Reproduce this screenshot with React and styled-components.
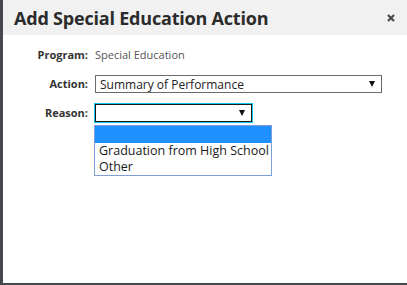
import styled, { createGlobalStyle } from "styled-components";

const GlobalStyle = createGlobalStyle`
  html, body {
    margin: 0;
    padding: 0;
    background: #45494d;
    font-family: "Open Sans", "Liberation Sans", sans-serif;
  }
`

const Dialog = styled.div`
  margin-left: 3px;
  width: 404px;
  height: 283px;
  background: #ffffff;
  display: flex;
  flex-direction: column;
`

const Header = styled.div`
  height: 35px;
  background: #f1f1f1;
  display: flex;
  align-items: center;
  justify-content: space-between;
  padding: 0 11px 0 11px;
  box-sizing: border-box;
  h2 {
    margin: 0;
    font-size: 18px;
    font-weight: 700;
    color: #2b2b2b;
    letter-spacing: -0.2px;
  }
`

const Close = styled.button`
  border: none;
  background: none;
  padding: 0;
  width: 10px;
  height: 10px;
  display: flex;
  align-items: center;
  justify-content: center;
`

const Form = styled.div`
  display: grid;
  grid-template-columns: 85px 1fr;
  column-gap: 7px;
  row-gap: 11px;
  padding-top: 11px;
  align-items: center;
`

const Label = styled.div`
  text-align: right;
  font-size: 11px;
  font-weight: 700;
  color: #333;
  line-height: 18px;
`

const Value = styled.div`
  font-size: 11px;
  color: #555;
  line-height: 18px;
`

const Select = styled.div`
  position: relative;
  width: ${(p) => p.width}px;
  height: 18px;
  box-sizing: border-box;
  border: 1px solid ${(p) => (p.focused ? "#1b1b1b" : "#6b6b6b")};
  outline: ${(p) => (p.focused ? "1px solid #10c4f0" : "none")};
  display: flex;
  align-items: center;
  justify-content: space-between;
  padding: 0 6px 0 4px;
  font-size: 12px;
  color: #222;
`

const Arrow = styled.span`
  width: 0;
  height: 0;
  border-left: 3.5px solid transparent;
  border-right: 3.5px solid transparent;
  border-top: 6px solid #111;
`

const List = styled.div`
  position: absolute;
  left: -2px;
  top: 20px;
  width: 178px;
  box-sizing: border-box;
  border: 1px solid #7d9fd6;
  background: #ffffff;
  z-index: 2;
`

const Option = styled.div`
  height: ${(p) => (p.selected ? 17 : 16)}px;
  line-height: 16px;
  padding-left: 4px;
  font-size: 12.5px;
  color: #1a1a1a;
  white-space: nowrap;
  background: ${(p) => (p.selected ? "#1e90ff" : "transparent")};
`

function App() {
  const reasons = ["", "Graduation from High School", "Other"]

  return (
    <>
      <GlobalStyle />
      <Dialog>
        <Header>
          <h2>Add Special Education Action</h2>
          <Close aria-label="close">
            <svg width="8" height="8" viewBox="0 0 8 8">
              <path d="M1 1L7 7M7 1L1 7" stroke="#4a4a4a" strokeWidth="2.2" />
            </svg>
          </Close>
        </Header>
        <Form>
          <Label>Program:</Label>
          <Value>Special Education</Value>
          <Label>Action:</Label>
          <Select width={287}>
            <span>Summary of Performance</span>
            <Arrow />
          </Select>
          <Label>Reason:</Label>
          <Select width={157} focused>
            <span></span>
            <Arrow />
            <List>
              {reasons.map((r, i) => (
                <Option key={i} selected={i === 0}>{r}</Option>
              ))}
            </List>
          </Select>
        </Form>
      </Dialog>
    </>
  )
}

export default App;
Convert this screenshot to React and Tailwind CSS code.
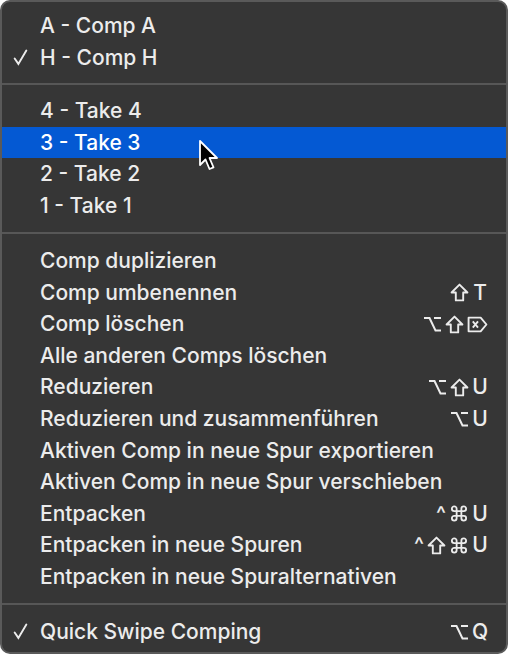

┄┄┄┄┄┄┄┄┄┄┄┄┄┄┄┄┄┄┄┄

Above are records with pictures; repeat the records exactly and leave the pictures out.

Reproduce this screenshot with React and styled-components.
import styled, { createGlobalStyle } from "styled-components";

const GlobalStyle = createGlobalStyle`
  html, body {
    margin: 0;
    padding: 0;
    background: #45494d;
    font-family: "Open Sans", "Liberation Sans", sans-serif;
  }
`

const Dialog = styled.div`
  margin-left: 3px;
  width: 404px;
  height: 283px;
  background: #ffffff;
  display: flex;
  flex-direction: column;
`

const Header = styled.div`
  height: 35px;
  background: #f1f1f1;
  display: flex;
  align-items: center;
  justify-content: space-between;
  padding: 0 11px 0 11px;
  box-sizing: border-box;
  h2 {
    margin: 0;
    font-size: 18px;
    font-weight: 700;
    color: #2b2b2b;
    letter-spacing: -0.2px;
  }
`

const Close = styled.button`
  border: none;
  background: none;
  padding: 0;
  width: 10px;
  height: 10px;
  display: flex;
  align-items: center;
  justify-content: center;
`

const Form = styled.div`
  display: grid;
  grid-template-columns: 85px 1fr;
  column-gap: 7px;
  row-gap: 11px;
  padding-top: 11px;
  align-items: center;
`

const Label = styled.div`
  text-align: right;
  font-size: 11px;
  font-weight: 700;
  color: #333;
  line-height: 18px;
`

const Value = styled.div`
  font-size: 11px;
  color: #555;
  line-height: 18px;
`

const Select = styled.div`
  position: relative;
  width: ${(p) => p.width}px;
  height: 18px;
  box-sizing: border-box;
  border: 1px solid ${(p) => (p.focused ? "#1b1b1b" : "#6b6b6b")};
  outline: ${(p) => (p.focused ? "1px solid #10c4f0" : "none")};
  display: flex;
  align-items: center;
  justify-content: space-between;
  padding: 0 6px 0 4px;
  font-size: 12px;
  color: #222;
`

const Arrow = styled.span`
  width: 0;
  height: 0;
  border-left: 3.5px solid transparent;
  border-right: 3.5px solid transparent;
  border-top: 6px solid #111;
`

const List = styled.div`
  position: absolute;
  left: -2px;
  top: 20px;
  width: 178px;
  box-sizing: border-box;
  border: 1px solid #7d9fd6;
  background: #ffffff;
  z-index: 2;
`

const Option = styled.div`
  height: ${(p) => (p.selected ? 17 : 16)}px;
  line-height: 16px;
  padding-left: 4px;
  font-size: 12.5px;
  color: #1a1a1a;
  white-space: nowrap;
  background: ${(p) => (p.selected ? "#1e90ff" : "transparent")};
`

function App() {
  const reasons = ["", "Graduation from High School", "Other"]

  return (
    <>
      <GlobalStyle />
      <Dialog>
        <Header>
          <h2>Add Special Education Action</h2>
          <Close aria-label="close">
            <svg width="8" height="8" viewBox="0 0 8 8">
              <path d="M1 1L7 7M7 1L1 7" stroke="#4a4a4a" strokeWidth="2.2" />
            </svg>
          </Close>
        </Header>
        <Form>
          <Label>Program:</Label>
          <Value>Special Education</Value>
          <Label>Action:</Label>
          <Select width={287}>
            <span>Summary of Performance</span>
            <Arrow />
          </Select>
          <Label>Reason:</Label>
          <Select width={157} focused>
            <span></span>
            <Arrow />
            <List>
              {reasons.map((r, i) => (
                <Option key={i} selected={i === 0}>{r}</Option>
              ))}
            </List>
          </Select>
        </Form>
      </Dialog>
    </>
  )
}

export default App;
Convert this screenshot to React and Tailwind CSS code.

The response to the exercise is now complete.